Johns Hopkins University has joined with leading professional medical societies to create the MedBiquitous Consortium; a group dedicated to creating technology standards and software for education and collaboration in online medical communities.
Fifteen organisations representing over 400,000 physicians have already joined the Consortium. IBM, Sun Microsystems, and Rational Software will be taking a lead role in designing the Consortium’s technical architecture.
‘Professional societies are the recognised leaders of knowledge within each speciality,’ said Edward D. Miller, M.D., CEO of Johns Hopkins Medicine and Dean of its faculty. ‘MedBiquitous technologies will enable societies to extend their leadership to the Internet arena and meet the challenges of this innovative era.’

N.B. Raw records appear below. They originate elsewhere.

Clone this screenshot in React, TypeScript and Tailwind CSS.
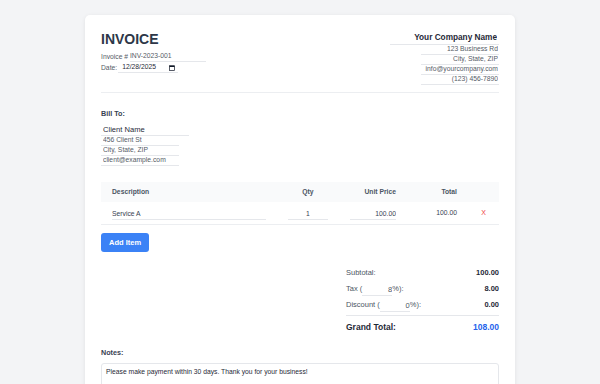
import React, { useState } from 'react';

interface LineItem {
  id: number;
  description: string;
  qty: number;
  price: number;
}

const CalendarIcon = () => (
  <svg width="6" height="6" viewBox="0 0 12 12" fill="none">
    <rect x="1" y="1.5" width="10" height="9.5" stroke="#111827" strokeWidth="1.4" />
    <rect x="1" y="1.5" width="10" height="2.5" fill="#111827" />
  </svg>
);

const App: React.FC = () => {
  const [items] = useState<LineItem[]>([
    { id: 1, description: 'Service A', qty: 1, price: 100 },
  ]);
  const [tax] = useState(8);
  const [discount] = useState(0);

  const subtotal = items.reduce((sum, item) => sum + item.qty * item.price, 0);
  const taxAmount = (subtotal * tax) / 100;
  const discountAmount = (subtotal * discount) / 100;
  const grandTotal = subtotal + taxAmount - discountAmount;

  return (
    <div className="h-[384px] overflow-hidden bg-[#f3f4f6] pt-[15px] font-['Liberation_Sans',Arial,sans-serif]">
      <div className="mx-auto w-[430px] rounded-[5px] bg-white p-[16px] shadow-[0_1px_4px_rgba(0,0,0,0.08)]">
        {/* Header */}
        <div className="flex justify-between border-b border-[#eceef1] pb-[7px]">
          <div>
            <h1 className="text-[14px] font-bold leading-[16px] text-[#2d3748]">INVOICE</h1>
            <div className="mt-[5px] flex h-[10px] items-center text-[6.75px] text-[#555b66]">
              <span>Invoice #&nbsp;</span>
              <input
                defaultValue="INV-2023-001"
                className="h-[10px] w-[76px] border-b border-[#e5e7eb] bg-transparent outline-none"
              />
            </div>
            <div className="mt-[1px] flex h-[10px] items-center text-[6.75px] text-[#555b66]">
              <span>Date:</span>
              <span className="ml-[1px] flex h-[10px] w-[60px] items-center justify-between border-b border-[#e5e7eb] pl-[4px] pr-[3px] text-[#1f2937]">
                12/28/2025
                <CalendarIcon />
              </span>
            </div>
          </div>

          <div className="flex flex-col items-end">
            <input
              defaultValue="Your Company Name"
              className="h-[14px] w-[109px] border-b border-[#e5e7eb] bg-transparent pr-[2px] text-right text-[8.25px] font-bold text-[#1f2937] outline-none"
            />
            {['123 Business Rd', 'City, State, ZIP', 'info@yourcompany.com', '(123) 456-7890'].map((line) => (
              <input
                key={line}
                defaultValue={line}
                className="h-[10px] w-[78px] border-b border-[#e5e7eb] bg-transparent pr-[1px] text-right text-[6.75px] text-[#555b66] outline-none"
              />
            ))}
          </div>
        </div>

        {/* Bill To */}
        <div className="mt-[16px]">
          <div className="text-[7.2px] font-bold leading-[10px] text-[#374151]">Bill To:</div>
          <input
            defaultValue="Client Name"
            className="mt-[5px] block h-[12px] w-[88px] border-b border-[#e5e7eb] bg-transparent pl-[2px] text-[7.6px] text-[#1f2937] outline-none"
          />
          {['456 Client St', 'City, State, ZIP', 'client@example.com'].map((line) => (
            <input
              key={line}
              defaultValue={line}
              className="block h-[10px] w-[78px] border-b border-[#e5e7eb] bg-transparent pl-[2px] text-[6.75px] text-[#555b66] outline-none"
            />
          ))}
        </div>

        {/* Items */}
        <div className="mt-[16px]">
          <div className="grid h-[20px] grid-cols-[176px_62px_68px_61px_31px] items-center bg-[#f9fafb] text-[6.75px] font-bold text-[#4b5563]">
            <div className="px-[11px]">Description</div>
            <div className="px-[11px] text-center">Qty</div>
            <div className="px-[11px] text-right">Unit Price</div>
            <div className="px-[11px] text-right">Total</div>
            <div />
          </div>
          {items.map((item) => (
            <div
              key={item.id}
              className="grid h-[23px] grid-cols-[176px_62px_68px_61px_31px] items-center border-b border-[#eceef1] pt-[1px] text-[6.75px] text-[#374151]"
            >
              <div className="px-[11px]">
                <input
                  defaultValue={item.description}
                  className="h-[12px] w-full border-b border-[#e5e7eb] bg-transparent outline-none"
                />
              </div>
              <div className="px-[11px]">
                <input
                  defaultValue={item.qty}
                  className="h-[12px] w-full border-b border-[#e5e7eb] bg-transparent text-center outline-none"
                />
              </div>
              <div className="px-[11px]">
                <input
                  defaultValue={item.price.toFixed(2)}
                  className="h-[12px] w-full border-b border-[#e5e7eb] bg-transparent text-right outline-none"
                />
              </div>
              <div className="px-[11px] text-right">{(item.qty * item.price).toFixed(2)}</div>
              <div className="text-center">
                <button className="text-[7px] text-[#ef4444]">X</button>
              </div>
            </div>
          ))}
          <button className="mt-[8px] h-[19px] rounded-[3px] bg-[#3b82f6] px-[8px] text-[7.5px] font-bold text-white">
            Add Item
          </button>
        </div>

        {/* Totals */}
        <div className="mt-[13px] flex justify-end">
          <div className="w-[153px] text-[7.5px] text-[#4b5563]">
            <div className="flex h-[16px] items-center justify-between">
              <span>Subtotal:</span>
              <span className="font-bold text-[#1f2937]">{subtotal.toFixed(2)}</span>
            </div>
            <div className="flex h-[16px] items-center justify-between">
              <span className="flex items-center">
                Tax (
                <input
                  defaultValue={tax}
                  className="mt-[2px] h-[12px] w-[30px] border-b border-[#e5e7eb] bg-transparent text-right outline-none"
                />
                %):
              </span>
              <span className="font-bold text-[#1f2937]">{taxAmount.toFixed(2)}</span>
            </div>
            <div className="flex h-[16px] items-center justify-between">
              <span className="flex items-center">
                Discount (
                <input
                  defaultValue={discount}
                  className="mt-[2px] h-[12px] w-[30px] border-b border-[#e5e7eb] bg-transparent text-right outline-none"
                />
                %):
              </span>
              <span className="font-bold text-[#1f2937]">{discountAmount.toFixed(2)}</span>
            </div>
            <div className="mt-[2px] border-t border-[#e5e7eb] pt-[5px]">
              <div className="flex h-[12px] items-center justify-between text-[8.5px] font-bold text-[#1f2937]">
                <span>Grand Total:</span>
                <span className="text-[#2563eb]">{grandTotal.toFixed(2)}</span>
              </div>
            </div>
          </div>
        </div>

        {/* Notes */}
        <div className="mt-[15px]">
          <div className="text-[7.2px] font-bold leading-[10px] text-[#374151]">Notes:</div>
          <textarea
            defaultValue="Please make payment within 30 days. Thank you for your business!"
            className="mt-[5px] block h-[40px] w-full resize-none rounded-[3px] border border-[#e5e7eb] p-[4px] text-[6.75px] leading-[8px] text-[#1f2937] outline-none"
          />
        </div>
      </div>
    </div>
  );
};

export default App;
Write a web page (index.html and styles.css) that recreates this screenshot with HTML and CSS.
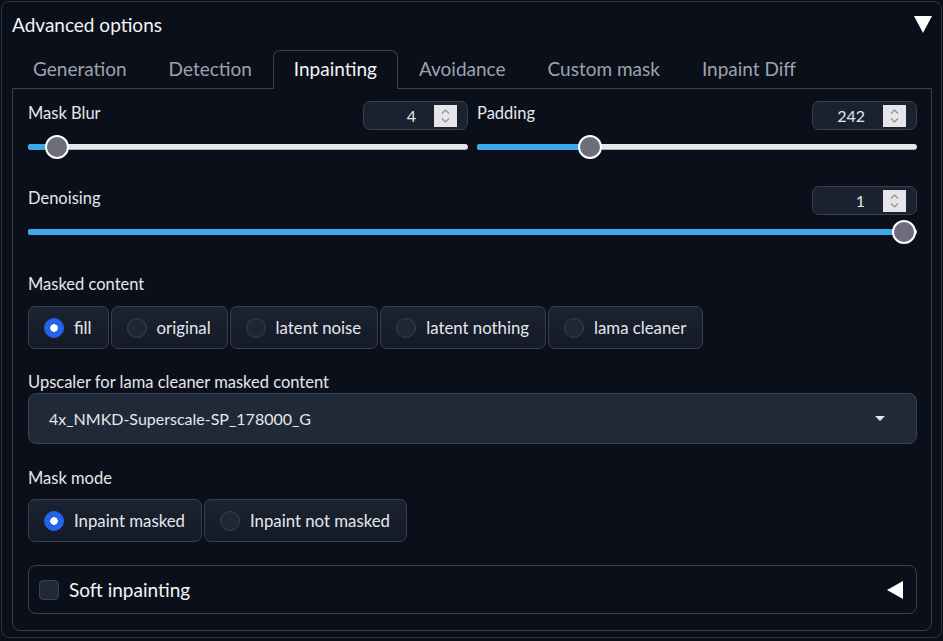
FILE: index.html
```html
<!DOCTYPE html>
<html>
<head>
<meta charset="utf-8">
<link rel="stylesheet" href="styles.css">
</head>
<body>
<div class="acc">
  <div class="acc-head">
    <span class="acc-title">Advanced options</span>
    <svg class="tri-down" width="18" height="17" viewBox="0 0 18 17"><polygon points="0,0 18,0 9,17" fill="#ffffff"/></svg>
  </div>
  <div class="tabs">
    <div class="tab">Generation</div>
    <div class="tab">Detection</div>
    <div class="tab tab-on">Inpainting</div>
    <div class="tab">Avoidance</div>
    <div class="tab">Custom mask</div>
    <div class="tab">Inpaint Diff</div>
  </div>
  <div class="panel">
    <div class="grid2">
      <div class="sl">
        <div class="sl-head">
          <span class="lbl">Mask Blur</span>
          <div class="num"><span class="num-val">4</span><svg class="spin" width="23" height="22" viewBox="0 0 23 22"><rect width="23" height="22" fill="#e6e6ea"/><polyline points="8,8.5 11.5,5 15,8.5" fill="none" stroke="#8d9097" stroke-width="1.2"/><polyline points="8,13.5 11.5,17 15,13.5" fill="none" stroke="#8d9097" stroke-width="1.2"/></svg></div>
        </div>
        <div class="range"><div class="track"><div class="fill" style="width:6.6%"></div></div><div class="thumb" style="left:6.6%"></div></div>
      </div>
      <div class="sl">
        <div class="sl-head">
          <span class="lbl">Padding</span>
          <div class="num"><span class="num-val">242</span><svg class="spin" width="23" height="22" viewBox="0 0 23 22"><rect width="23" height="22" fill="#e6e6ea"/><polyline points="8,8.5 11.5,5 15,8.5" fill="none" stroke="#8d9097" stroke-width="1.2"/><polyline points="8,13.5 11.5,17 15,13.5" fill="none" stroke="#8d9097" stroke-width="1.2"/></svg></div>
        </div>
        <div class="range"><div class="track"><div class="fill" style="width:25.7%"></div></div><div class="thumb" style="left:25.7%"></div></div>
      </div>
    </div>
    <div class="sl sl-denoise">
      <div class="sl-head">
        <span class="lbl">Denoising</span>
        <div class="num"><span class="num-val">1</span><svg class="spin" width="23" height="22" viewBox="0 0 23 22"><rect width="23" height="22" fill="#e6e6ea"/><polyline points="8,8.5 11.5,5 15,8.5" fill="none" stroke="#8d9097" stroke-width="1.2"/><polyline points="8,13.5 11.5,17 15,13.5" fill="none" stroke="#8d9097" stroke-width="1.2"/></svg></div>
      </div>
      <div class="range"><div class="track"><div class="fill" style="width:98.5%"></div></div><div class="thumb" style="left:98.5%"></div></div>
    </div>

    <div class="field f-masked">
      <div class="lbl-line">Masked content</div>
      <div class="radios">
        <div class="ritem"><span class="rdot on"></span><span>fill</span></div>
        <div class="ritem"><span class="rdot"></span><span>original</span></div>
        <div class="ritem"><span class="rdot"></span><span>latent noise</span></div>
        <div class="ritem"><span class="rdot"></span><span>latent nothing</span></div>
        <div class="ritem"><span class="rdot"></span><span>lama cleaner</span></div>
      </div>
    </div>

    <div class="field f-upscaler">
      <div class="lbl-line">Upscaler for lama cleaner masked content</div>
      <div class="dropdown">
        <span class="dd-val">4x_NMKD-Superscale-SP_178000_G</span>
        <svg class="dd-arrow" width="10" height="5" viewBox="0 0 10 5"><polygon points="0,0 10,0 5,5" fill="#e5e7eb"/></svg>
      </div>
    </div>

    <div class="field f-mode">
      <div class="lbl-line">Mask mode</div>
      <div class="radios">
        <div class="ritem"><span class="rdot on"></span><span>Inpaint masked</span></div>
        <div class="ritem"><span class="rdot"></span><span>Inpaint not masked</span></div>
      </div>
    </div>

    <div class="soft">
      <span class="cbox"></span>
      <span class="soft-title">Soft inpainting</span>
      <svg class="tri-left" width="16" height="18" viewBox="0 0 16 18"><polygon points="16,0 16,18 0,9" fill="#ffffff"/></svg>
    </div>
  </div>
</div>
</body>
</html>
```
FILE: styles.css
```css
* { box-sizing: border-box; }
html, body { margin: 0; padding: 0; background: #0b0f19; }
body {
  padding: 1px 0 0 1px;
  font-family: "Lato", "Liberation Sans", sans-serif;
  color: #e5e7eb;
}
.acc {
  width: 941px;
  border: 1px solid #2b3342;
  border-radius: 8px;
  padding: 0 9px 6px 10px;
  background: #0b0f19;
}
.acc-head {
  height: 48px;
  display: flex;
  align-items: center;
  justify-content: space-between;
}
.acc-title {
  font-size: 19px;
  color: #f3f4f6;
  margin-top: -3px;
}
.tri-down { display: block; margin-top: -4px; }
.tabs {
  display: flex;
  height: 38px;
  position: relative;
  z-index: 1;
}
.tab {
  height: 38px;
  padding: 0 20px 3px;
  display: flex;
  align-items: center;
  font-size: 19px;
  color: #9ca3af;
  border: 1px solid transparent;
  border-bottom: none;
}
.tab-on {
  color: #f3f4f6;
  border-color: #374151;
  border-radius: 7px 7px 0 0;
  background: #0b0f19;
  height: 39px;
  margin-bottom: -1px;
}
.panel {
  border: 1px solid #374151;
  border-radius: 0 0 8px 8px;
  padding: 12px 14px 16px 15px;
  display: flex;
  flex-direction: column;
}
.grid2 {
  display: grid;
  grid-template-columns: 1fr 1fr;
  column-gap: 9px;
}
.sl-head {
  display: flex;
  justify-content: space-between;
  align-items: flex-start;
  height: 29px;
}
.lbl {
  font-size: 16.5px;
  line-height: 24px;
  color: #e5e7eb;
}
.num {
  width: 105px;
  height: 29px;
  border: 1px solid #374151;
  border-radius: 7px;
  background: #1a2130;
  display: flex;
  align-items: center;
  justify-content: flex-end;
  padding: 0 10px 0 0;
}
.num-val {
  font-size: 16px;
  color: #e5e7eb;
  margin-right: 18px;
}
.spin { display: block; }
.range {
  position: relative;
  height: 24px;
  margin-top: 5px;
  display: flex;
  align-items: center;
}
.track {
  width: 100%;
  height: 6px;
  border-radius: 3px;
  background: #e5e7eb;
  overflow: hidden;
  box-shadow: inset 0 -1px 0 rgba(0,0,0,0.25);
}
.fill {
  height: 100%;
  background: #3aa9e8;
}
.thumb {
  position: absolute;
  top: 0;
  width: 24px;
  height: 24px;
  margin-left: -12px;
  border-radius: 50%;
  background: #6d6d7c;
  border: 2px solid #ffffff;
}
.sl-denoise { margin-top: 27px; }
.field { display: flex; flex-direction: column; }
.f-masked { margin-top: 29px; }
.f-upscaler { margin-top: 22px; }
.f-mode { margin-top: 23px; }
.lbl-line {
  font-size: 16.5px;
  line-height: 22px;
  color: #e5e7eb;
}
.radios {
  display: flex;
  gap: 2px;
  margin-top: 11px;
}
.f-mode .radios { margin-top: 10px; }
.ritem {
  height: 43px;
  display: flex;
  align-items: center;
  gap: 10px;
  padding: 0 16px 0 15px;
  border: 1px solid #374151;
  border-radius: 7px;
  background: linear-gradient(to bottom, #1b2231, #141a26);
  font-size: 16.8px;
  color: #e5e7eb;
}
.rdot {
  width: 20px;
  height: 20px;
  border-radius: 50%;
  background: #1f2735;
  border: 1px solid #374151;
  flex: none;
}
.rdot.on {
  background: #2563eb radial-gradient(circle, #ffffff 0 3.5px, transparent 4px);
  border-color: #2563eb;
}
.dropdown {
  height: 51px;
  border: 1px solid #374151;
  border-radius: 8px;
  background: #1f2937;
  display: flex;
  align-items: center;
  justify-content: space-between;
  padding: 0 31px 0 20px;
}
.dd-val { font-size: 16px; color: #e5e7eb; }
.dd-arrow { display: block; }
.soft {
  margin-top: 23px;
  height: 49px;
  border: 1px solid #374151;
  border-radius: 8px;
  display: flex;
  align-items: center;
  padding: 0 13px 0 10px;
}
.cbox {
  width: 20px;
  height: 20px;
  border-radius: 4px;
  background: #1f2937;
  border: 1px solid #374151;
  flex: none;
}
.soft-title {
  font-size: 19px;
  color: #f3f4f6;
  margin-left: 10px;
  flex: 1;
}
.tri-left { display: block; }
```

The Consortium will create XML (Extensible Markup Language) specifications for areas of common interest to professional medical societies. Use of XML, a Web standard, provides a consistent and common language for medical societies and other organisations, permitting them to exchange structured data over the Web.
According to a statement using a standardised computer language, such as XML, allows a wide and diverse group of individuals or organisations to ‘talk’ to each other, facilitating information gathering and online transactions.
The Consortium also creates for its membership a suite of software tools based on the XML standards. The tools and standards combined will allow societies to provide resources to their membership, including personalised scientific content, online courses and examinations, ongoing mechanisms to document competency, and clinical registries that track medical outcomes and errors.
‘This initiative provides a cost-effective way for societies from around the world to develop Web technologies,’ said Professor Paul Sergeant, M.D., the Consortium’s European executive director. ‘And what’s really exciting is the opportunity to collaborate with other speciality organisations to create shared resources, like CTSNet, that give physicians access to comprehensive information.’